El comisario Montalbano conduce un Fiat Tipo, tiene un teléfono móvil sin acceso a internet, es alérgico al compromiso y sólo muestra fidelidad ante la comida de Adelina, su empleada del hogar. Es capaz de perderse una Nochevieja en París con su novia a distancia, Livia, porque prefiere acabar el año cenando los arancini de la mujer que le limpia la casa, tocándole las pelotas —”rompere il cabasisi”, repito también cuando pienso en los que me caen mal— al doctor Pasquano, el forense de la zona. Me gusta cuando regaña a su subordinado Augello —conocido como Mimi— por su promiscuidad, como si Salvo Montalbano hubiera hecho voto de castidad.
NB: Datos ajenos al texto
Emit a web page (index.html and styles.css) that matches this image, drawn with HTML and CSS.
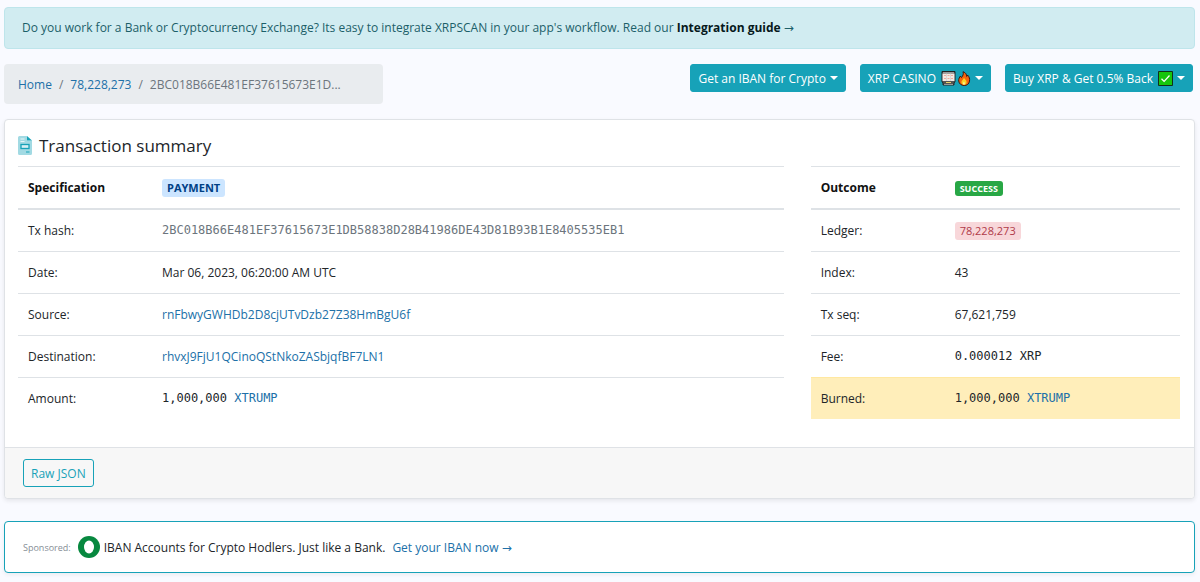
FILE: index.html
```html
<!DOCTYPE html>
<html lang="en">
<head>
<meta charset="utf-8">
<meta name="viewport" content="width=device-width, initial-scale=1">
<title>Transaction summary</title>
<link rel="stylesheet" href="styles.css">
</head>
<body>
<main class="page">
  <aside class="notice">Do you work for a Bank or Cryptocurrency Exchange? Its easy to integrate XRPSCAN in your app's workflow. Read our <a class="notice-link" href="#guide">Integration guide</a> <span class="arrow">→</span></aside>

  <div class="toolbar">
    <nav class="breadcrumb" aria-label="Breadcrumb">
      <a href="#home">Home</a><span class="slash">/</span><a href="#ledger">78,228,273</a><span class="slash">/</span><span class="current">2BC018B66E481EF37615673E1D...</span>
    </nav>
    <div class="actions">
      <button class="btn" type="button">Get an IBAN for Crypto<span class="caret"></span></button>
      <button class="btn" type="button">XRP CASINO
        <svg class="icon" width="15" height="15" viewBox="0 0 15 15" aria-hidden="true">
          <path d="M1 .5h13v10l-1 1.500v2H2v-2L1 10.500z" fill="#555" stroke="#222"/>
          <path d="M1.500 2.500h12v7.500h-12z" fill="#f3e9e4"/>
          <path d="M2 1.500h11" stroke="#999"/>
          <path d="M3 4.500h2M6.500 4.500h2M10 4.500h2M3 7.500h2M6.500 7.500h2M10 7.500h2" stroke="#efaa9d"/>
          <path d="M5.500 2.500v7.500M9.500 2.500v7.500" stroke="#ccc" stroke-width=".6"/>
          <path d="M5 11.500h5" stroke="#e8d36a"/><path d="M3 13.500h9" stroke="#999"/>
        </svg><svg class="icon-next" width="14" height="15" viewBox="0 0 14 15" aria-hidden="true">
          <path d="M6 .7c3 1 3.600 3 3.700 4.800.6-.3.8-.8.8-1.500 2 2 2.300 4 2 6-.4 3-2.500 4.500-5.300 4.500S2 12.800 1.700 10c-.2-2.200.8-3.700 1.800-5 .1.900.4 1.300 1 1.600C6 4.600 6.800 3 6 .7z" fill="#f7630c" stroke="#3a1a10"/>
          <path d="M7 6.500c.4 1.700 2.900 2.800 2.600 4.900-.2 1.600-1.300 2.400-2.600 2.400s-2.600-.9-2.600-2.500C4.400 9.500 6.800 8.300 7 6.500z" fill="#fbd324"/>
          <path d="M7 10.500c.8.900 1.200 3.200 0 3.300-1.300 0-1-2.200 0-3.300z" fill="#fff3b5"/>
        </svg><span class="caret"></span></button>
      <button class="btn" type="button">Buy XRP &amp; Get 0.5% Back
        <svg class="icon" width="15" height="15" viewBox="0 0 15 15" aria-hidden="true">
          <path d="M.5.500h14v14H.5z" fill="#16c60c" stroke="#10301a"/>
          <path d="M3.500 7.800l2.600 2.600 5.400-5.900" fill="none" stroke="#fff" stroke-width="1.300"/>
        </svg><span class="caret"></span></button>
    </div>
  </div>

  <section class="card">
    <div class="card-body">
      <h1 class="title">
        <svg class="doc" width="14" height="19" viewBox="0 0 14 19" aria-hidden="true">
          <path d="M1.500 0H9v4.500h5v13a1.500 1.500 0 0 1-1.500 1.500h-11A1.500 1.500 0 0 1 0 17.500v-16A1.500 1.500 0 0 1 1.500 0z" fill="#a2dae3"/>
          <path d="M9 0l5 4.500H9z" fill="#17a2b8"/>
          <path d="M2.500 3h4M2.500 5.500h4" stroke="#e7f6f8"/>
          <rect x="3" y="8.500" width="8" height="4" fill="#d9f0f4" stroke="#17a2b8" stroke-width="1.300"/>
          <path d="M8 16h3.500" stroke="#17a2b8"/>
        </svg>Transaction summary</h1>
      <div class="tables">
        <table class="table table-main">
          <thead>
            <tr><th class="label" scope="col">Specification</th><th scope="col"><span class="badge badge-type">PAYMENT</span></th></tr>
          </thead>
          <tbody>
            <tr><td>Tx hash:</td><td class="mono muted">2BC018B66E481EF37615673E1DB58838D28B41986DE43D81B93B1E8405535EB1</td></tr>
            <tr><td>Date:</td><td>Mar 06, 2023, 06:20:00 AM UTC</td></tr>
            <tr><td>Source:</td><td><a href="#source">rnFbwyGWHDb2D8cjUTvDzb27Z38HmBgU6f</a></td></tr>
            <tr><td>Destination:</td><td><a href="#destination">rhvxJ9FjU1QCinoQStNkoZASbjqfBF7LN1</a></td></tr>
            <tr><td>Amount:</td><td class="mono">1,000,000 <a href="#token">XTRUMP</a></td></tr>
          </tbody>
        </table>
        <table class="table table-side">
          <thead>
            <tr><th class="label" scope="col">Outcome</th><th scope="col"><span class="badge badge-success">SUCCESS</span></th></tr>
          </thead>
          <tbody>
            <tr><td>Ledger:</td><td><a class="badge badge-ledger" href="#ledger">78,228,273</a></td></tr>
            <tr><td>Index:</td><td>43</td></tr>
            <tr><td>Tx seq:</td><td>67,621,759</td></tr>
            <tr><td>Fee:</td><td class="mono">0.000012 XRP</td></tr>
            <tr class="burned"><td>Burned:</td><td class="mono">1,000,000 <a href="#token">XTRUMP</a></td></tr>
          </tbody>
        </table>
      </div>
    </div>
    <div class="card-footer"><button class="btn btn-outline" type="button">Raw JSON</button></div>
  </section>

  <aside class="sponsor">
    <small class="sponsor-label">Sponsored:</small>
    <svg class="ring" width="22" height="22" viewBox="0 0 22 22" aria-hidden="true"><circle cx="11" cy="11" r="11" fill="#07883f"/><ellipse cx="11" cy="11" rx="5" ry="6.500" fill="#fff"/></svg>
    <span>IBAN Accounts for Crypto Hodlers. Just like a Bank.</span>
    <a class="sponsor-link" href="#iban">Get your IBAN now <span class="arrow">→</span></a>
  </aside>
</main>
</body>
</html>
```

FILE: styles.css
```css
* { box-sizing: border-box; }

body {
  margin: 0;
  background: #f9faff;
  color: #212529;
  font: 12px/19px "Open Sans", "Noto Sans", sans-serif;
}

a { color: #2070a8; text-decoration: none; }

.page { padding: 7px 5px 9px 4px; }

.arrow { font-family: "DejaVu Sans", sans-serif; line-height: 1; }

.notice {
  padding: 10px 17px 11px;
  border: 1px solid #bee5eb;
  border-radius: 4px;
  background: #d1ecf1;
  color: #1c5f69;
}

.notice-link { color: #06191c; font-weight: 700; }

.toolbar {
  display: grid;
  grid-template-columns: repeat(12, minmax(0, 1fr));
  column-gap: 27px;
  align-items: start;
  margin: 15px 0;
}

.breadcrumb {
  grid-column: span 4;
  padding: 11px 14px 10px;
  border-radius: 4px;
  background: #e9ecef;
  white-space: nowrap;
}

.slash { margin: 0 7px; color: #6c757d; }
.current { color: #6c757d; }

.actions {
  grid-column: span 8;
  display: flex;
  justify-content: flex-end;
  gap: 14px;
  padding-right: 2px;
}

.btn {
  display: inline-flex;
  align-items: center;
  height: 28px;
  padding: 0 7px;
  border: 1px solid #17a2b8;
  border-radius: 3px;
  background: #17a2b8;
  color: #fff;
  font: inherit;
  white-space: nowrap;
}

.btn-outline { background: transparent; color: #17a2b8; }

.caret {
  margin-left: 4px;
  border: 4px solid transparent;
  border-top-color: #fff;
  border-bottom: 0;
}

.icon { flex: none; margin-left: 5px; }
.icon-next { flex: none; margin-left: 1px; }

.card {
  border: 1px solid #dfe2e6;
  border-radius: 4px;
  background: #fff;
  box-shadow: 0 2px 4px rgba(0, 0, 0, .08);
}

.card-body { padding: 13px 14px 28px 13px; }

.title {
  display: flex;
  align-items: center;
  gap: 7px;
  margin: 0 0 8px;
  font-size: 17px;
  font-weight: 500;
  line-height: 25px;
}

.doc { flex: none; }

.tables {
  display: grid;
  grid-template-columns: repeat(12, minmax(0, 1fr));
  column-gap: 27px;
  align-items: start;
}

.table { width: 100%; border-collapse: separate; border-spacing: 0; table-layout: fixed; }
.table-main { grid-column: span 8; }
.table-side { grid-column: span 4; }

.table th,
.table td {
  height: 42px;
  padding: 0 10px;
  border-top: 1px solid #dee2e6;
  text-align: left;
  vertical-align: middle;
}

.table th { height: 44px; border-bottom: 2px solid #dee2e6; color: #111; }
.table .label { width: 134px; }
.table tbody tr:first-child td { height: 41px; border-top: 0; }
.table .burned td { border-color: #ffe8a1; background: #ffeeba; }

.table .mono { font-family: "DejaVu Sans Mono", "Liberation Mono", monospace; font-size: 12px; }
.table .muted { color: #6c757d; }

.badge {
  display: inline-block;
  padding: 0 5px;
  border-radius: 3px;
  font-size: 11px;
  line-height: 18px;
  vertical-align: middle;
}

.badge-type { background: #cce5ff; color: #004085; }
.badge-success { background: #28a745; color: #fff; font-size: 9px; line-height: 15px; }
.badge-ledger { background: #f8d7da; color: #b03a48; }

.card-footer {
  padding: 11px 18px;
  border-top: 1px solid #dfe2e6;
  background: #f7f7f7;
  border-radius: 0 0 4px 4px;
}

.card-footer .btn { display: flex; }

.sponsor {
  display: flex;
  align-items: center;
  min-height: 52px;
  margin-top: 22px;
  padding: 0 18px;
  border: 1px solid #17a2b8;
  border-radius: 4px;
  background: #fff;
  box-shadow: 0 2px 4px rgba(0, 0, 0, .06);
}

.sponsor-label { color: #868e96; font-size: 9px; }
.ring { flex: none; margin: 0 4px 0 7px; }
.sponsor-link { margin-left: 7px; }
```
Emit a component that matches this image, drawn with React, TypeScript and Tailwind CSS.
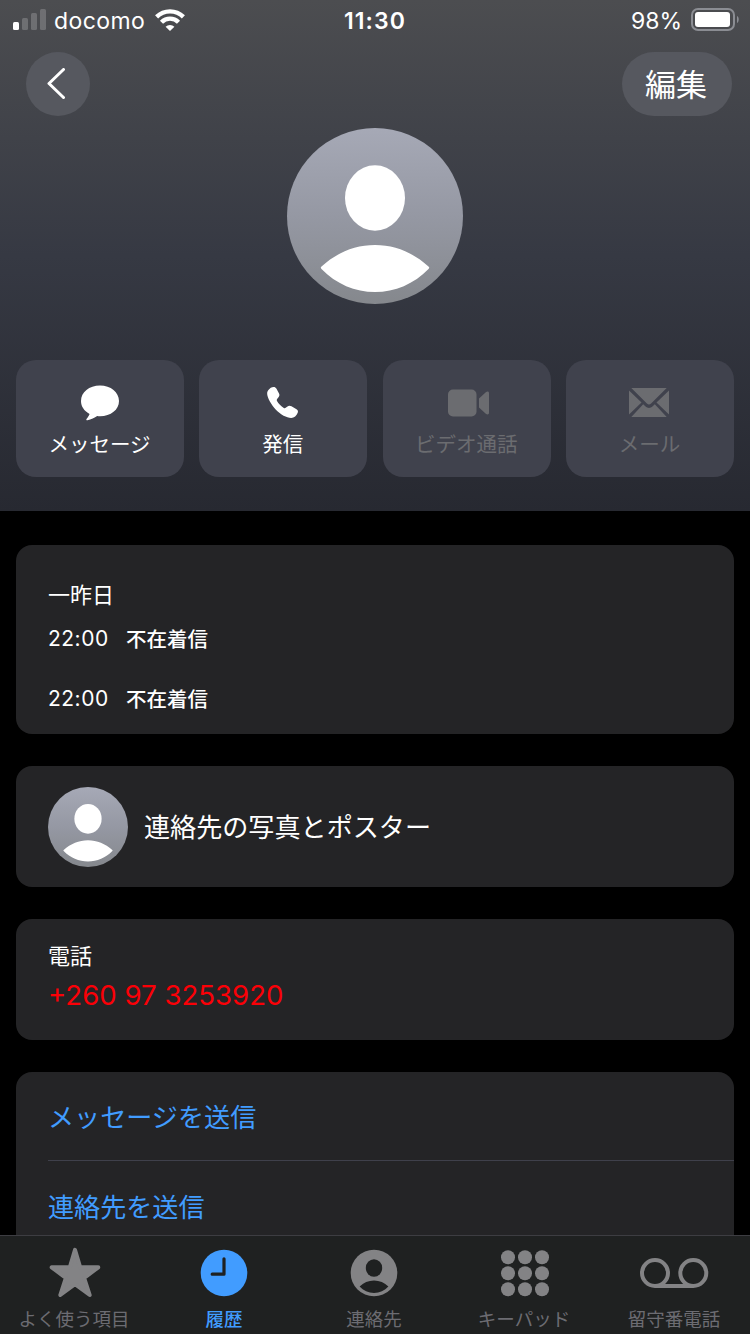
import type { ReactNode } from "react";

const MessageIcon = () => (
  <svg className="w-10 h-9" viewBox="0 0 40 36" fill="currentColor">
    <path d="M20 0.500C9.200 0.500 1 7.200 1 16c0 5.500 3.200 9.900 8.200 12.700.3.200.4.500.2.900-.5 1.300-1.600 2.900-2.700 4.100-.8.900-.3 1.800.8 1.600 3.500-.6 7.200-2.600 9.700-4.300.9.200 1.800.2 2.800.2 10.800 0 19-6.500 19-15.200S30.800.5 20 .5z" />
  </svg>
);

const PhoneIcon = () => (
  <svg className="w-8 h-8" viewBox="0 0 32 32" fill="currentColor">
    <path d="M1.200 3.300C2.700 1.200 4.700 0 6.700 0c1.200 0 2 .6 2.800 1.700l2.400 4.600c.8 1.500.7 2.700-.4 4l-1.400 1.700c-.5.600-.5 1.200-.1 1.900 1.400 2.500 4.100 5.200 6.800 7 .7.400 1.300.3 1.900-.2l1.800-1.300c1.200-.9 2.500-.9 4-.1l5 3c1.400.9 1.800 2 1.200 3.500-1.100 2.900-3.500 5.200-6.500 5.200-4.700 0-10.500-3.400-15.300-8.200C4.200 17.500.5 11.200.2 7.300.1 5.700.3 4.500 1.200 3.300z" />
  </svg>
);

const VideoIcon = () => (
  <svg className="w-[42px] h-7 ml-1.5" viewBox="0 0 42 28" fill="currentColor">
    <rect x="0" y="0.500" width="28.500" height="27" rx="5" />
    <path d="M31 9.500 37.800 3.300c1.500-1.300 3.200-.9 3.200.9v19.600c0 1.800-1.700 2.200-3.200.9L31 18.500z" />
  </svg>
);

const MailIcon = () => (
  <svg className="w-10 h-[29px]" viewBox="0 0 40 29" fill="currentColor">
    <path d="M2.300 0h35.400L22.100 15.400c-1.500 1.500-2.700 1.500-4.200 0z" />
    <path d="M0 2.500 12.500 14.500 0 26.500z" />
    <path d="M40 2.500 27.500 14.500 40 26.500z" />
    <path d="M2.300 29 14.200 16.300l2.100 2c2.400 2.200 5 2.200 7.400 0l2.100-2L37.700 29z" />
  </svg>
);

const Avatar = ({ className }: { className: string }) => (
  <div className={`rounded-full bg-linear-to-b from-[#a6a9b6] via-[#9598a3] to-[#85888d] ${className}`}>
    <svg className="w-full h-full" viewBox="0 0 176 176" fill="white">
      <ellipse cx="88" cy="70" rx="30" ry="32.700" />
      <path d="M34.500 138.500C50 124.500 68 117 88 117s38 7.500 53.500 21.500c1 .9 1 1.600 0 2.500C127 156 108 164 88 164s-39-8-53.500-23c-1-.9-1-1.600 0-2.500z" />
    </svg>
  </div>
);

const actions = [
  { label: "メッセージ", icon: <MessageIcon />, enabled: true },
  { label: "発信", icon: <PhoneIcon />, enabled: true },
  { label: "ビデオ通話", icon: <VideoIcon />, enabled: false },
  { label: "メール", icon: <MailIcon />, enabled: false },
];

const calls = [
  { time: "22:00", type: "不在着信" },
  { time: "22:00", type: "不在着信" },
];

const keyRows = [8.2, 24.2, 40.2];
const keyCols = [8, 25, 42];

const tabs = [
  {
    label: "よく使う項目",
    active: false,
    icon: (
      <svg className="w-[52px] h-[52px] ml-px" viewBox="0 0 52 52" fill="currentColor" stroke="currentColor" strokeWidth="4" strokeLinejoin="round">
        <path d="M26 2.800 31.200 20.300H49.300L35.200 31 40.700 48 26 37.200 11.300 48 16.800 31 2.700 20.300H20.800z" />
      </svg>
    ),
  },
  {
    label: "履歴",
    active: true,
    icon: (
      <svg className="w-12 h-12" viewBox="0 0 48 48">
        <circle cx="24" cy="24" r="23.300" fill="currentColor" />
        <path d="M24 9.800V25.200H12.200" fill="none" stroke="#1f2121" strokeWidth="3.200" strokeLinecap="round" strokeLinejoin="round" />
      </svg>
    ),
  },
  {
    label: "連絡先",
    active: false,
    icon: (
      <svg className="w-12 h-12" viewBox="0 0 48 48">
        <circle cx="24" cy="24" r="23.300" fill="currentColor" />
        <ellipse cx="24" cy="19" rx="8.200" ry="8.700" fill="#1f2121" />
        <path d="M9.600 37.600C13.500 33.800 18.500 31.600 24 31.600s10.500 2.200 14.400 6C34.600 41.800 29.600 44 24 44s-10.600-2.200-14.400-6.400z" fill="#1f2121" />
      </svg>
    ),
  },
  {
    label: "キーパッド",
    active: false,
    icon: (
      <svg className="w-[50px] h-12 ml-px" viewBox="0 0 50 48" fill="currentColor">
        {keyRows.map((y) => keyCols.map((x) => <circle key={`${x}-${y}`} cx={x} cy={y} r="7" />))}
      </svg>
    ),
  },
  {
    label: "留守番電話",
    active: false,
    icon: (
      <svg className="w-[70px] h-12" viewBox="0 0 70 48" fill="none" stroke="currentColor" strokeWidth="4">
        <circle cx="16" cy="24" r="13" />
        <circle cx="54.300" cy="24" r="13" />
        <path d="M16 37H54.300" />
      </svg>
    ),
  },
];

const Card = ({ className, children }: { className: string; children: ReactNode }) => (
  <div className={`mx-4 rounded-2xl bg-[#242426] ${className}`}>{children}</div>
);

export default function App() {
  return (
    <div className="w-[750px] h-[1334px] flex flex-col overflow-hidden bg-black text-white font-['Inter','Noto_Sans_CJK_JP',sans-serif]">
      {/* Header */}
      <header className="h-[511px] shrink-0 bg-linear-to-b from-[#4c4d50] via-[#363943] to-[#272931]">
        {/* Status bar */}
        <div className="h-10 grid grid-cols-3 items-center pl-[13px] pr-[11px] text-[23px] leading-10">
          <div className="h-10 flex items-center">
            <svg className="w-[34px] h-[22px]" viewBox="0 0 34 22" fill="currentColor">
              <rect x="0" y="13" width="6" height="8" rx="1.500" />
              <rect x="9" y="9" width="6" height="12" rx="1.500" opacity="0.200" />
              <rect x="18" y="4" width="6" height="17" rx="1.500" opacity="0.200" />
              <rect x="27" y="0" width="6" height="21" rx="1.500" opacity="0.200" />
            </svg>
            <span className="ml-[7px] pt-0.5 tracking-[0.400px]">docomo</span>
            <svg className="ml-[10px] w-[30px] h-[22px]" viewBox="0 0 30 22" fill="none" stroke="currentColor" strokeWidth="4.400">
              <path d="M1.600 7.800a19.200 19.200 0 0 1 26.800 0" />
              <path d="M6.500 13.200a12 12 0 0 1 17 0" />
              <path d="M10.600 17.700a6.300 6.300 0 0 1 8.800 0L15 22z" fill="currentColor" stroke="none" />
            </svg>
          </div>
          <div className="h-10 text-center pt-px pr-0.5 font-semibold tracking-[1.100px]">11:30</div>
          <div className="h-10 flex items-center justify-end">
            <span className="pt-0.5">98%</span>
            <svg className="ml-[9px] w-12 h-6" viewBox="0 0 48 24" fill="none">
              <rect x="1" y="1" width="42" height="21" rx="6" stroke="#8b8d93" strokeWidth="2" />
              <rect x="4" y="4" width="35" height="15" rx="3" fill="white" />
              <path d="M46 8c1.200.6 1.700 1.900 1.700 3.500s-.5 2.900-1.700 3.500z" fill="#8b8d93" />
            </svg>
          </div>
        </div>

        <div className="mt-3 h-16 flex items-center justify-between pl-[26px] pr-[18px]">
          <button className="w-16 h-16 rounded-full bg-[#56585f] flex items-center justify-center">
            <svg className="w-8 h-8 -ml-1.5" viewBox="0 0 32 32" fill="none" stroke="currentColor" strokeWidth="3" strokeLinecap="round" strokeLinejoin="round">
              <path d="M24.500 1.500 10 15.500 24.500 29.500" />
            </svg>
          </button>
          <button className="w-[110px] h-16 pr-0.5 rounded-full bg-[#56585f] text-[31px] leading-none">編集</button>
        </div>

        <Avatar className="mt-3 mx-auto w-44 h-44" />

        <div className="mt-14 px-4 grid grid-cols-4 gap-[15.300px]">
          {actions.map((action) => (
            <div
              key={action.label}
              className={`h-[117px] rounded-[20px] bg-[#40424d] flex flex-col items-center pt-[25px] pr-px ${action.enabled ? "text-white" : "text-[#6b6c70]"}`}
            >
              <div className="h-[35px] flex items-center">{action.icon}</div>
              <span className="mt-[9px] text-[20.500px] leading-8">{action.label}</span>
            </div>
          ))}
        </div>
      </header>

      {/* Content */}
      <main className="flex-1 min-h-0 overflow-hidden pt-[34px] flex flex-col gap-8">
        <Card className="h-[189px] shrink-0 px-8 pt-8">
          <p className="text-[22px] leading-9">一昨日</p>
          {calls.map((call, idx) => (
            <div key={idx} className="h-[60px] flex items-start pt-[10px] text-[21px] leading-8">
              <span className="w-[78px] tracking-[0.500px]">{call.time}</span>
              <span className="pt-px text-[20.500px] font-medium">{call.type}</span>
            </div>
          ))}
        </Card>

        <Card className="h-[121px] shrink-0 px-8 flex items-center gap-4">
          <Avatar className="w-20 h-20" />
          <span className="pt-0.5 text-[26.100px]">連絡先の写真とポスター</span>
        </Card>

        <Card className="h-[121px] shrink-0 px-8 pt-[21px]">
          <p className="text-[22px] leading-8">電話</p>
          <p className="mt-[3px] text-[27.600px] leading-10 text-[#fb0007]">+260 97 3253920</p>
        </Card>

        <Card className="h-[240px] shrink-0 pl-8 text-[26.100px] text-[#419cff]">
          <div className="h-[89px] pt-[3px] flex items-center border-b border-[#3f404b]">メッセージを送信</div>
          <div className="h-[90px] pt-[3px] flex items-center">連絡先を送信</div>
        </Card>
      </main>

      {/* Tab bar */}
      <nav className="h-[99px] shrink-0 grid grid-cols-5 bg-[#1f2121] border-t border-[#3d3d42]">
        {tabs.map((tab) => (
          <div key={tab.label} className={`flex flex-col items-center pt-3 pr-0.5 ${tab.active ? "text-[#419cff]" : "text-[#838385]"}`}>
            <div className="h-[50px] flex items-center">{tab.icon}</div>
            <span className={`mt-[7px] text-[18.500px] leading-7 ${tab.active ? "font-medium" : "text-[#6c6c72]"}`}>{tab.label}</span>
          </div>
        ))}
      </nav>
    </div>
  );
}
Es una serie en la que no hay mujeres feas, donde todas oscilan entre la Loren y la Belluci, sean millonarias en palacios que se caen a pedazos o pobres de solemnidad. “Non è una donna normale, è una femine talento”, comentan ambos inspectores ante una sospechosa. La traducción sale casi sola. Que es un monumento de señora, vamos. Y una, que lucha como puede por despojarse del patriarcado, confiesa que se rinde y suspira por este tipo de comentarios.

Montalbano se baña cada mañana en el mar, toma café expreso, se enfada cuando le despiertan por teléfono, destila sarcasmo y seducción. Y en medio de todo eso, y con el calor húmedo de Sicilia, en cada capítulo se habla de inmigración irregular, de mafia, de trata de personas, de abuso de poder, de corrupción de las instituciones. Temas tan actuales que son hoy portada de periódico. Y tan antiguos como el teléfono móvil sin internet de Salvo.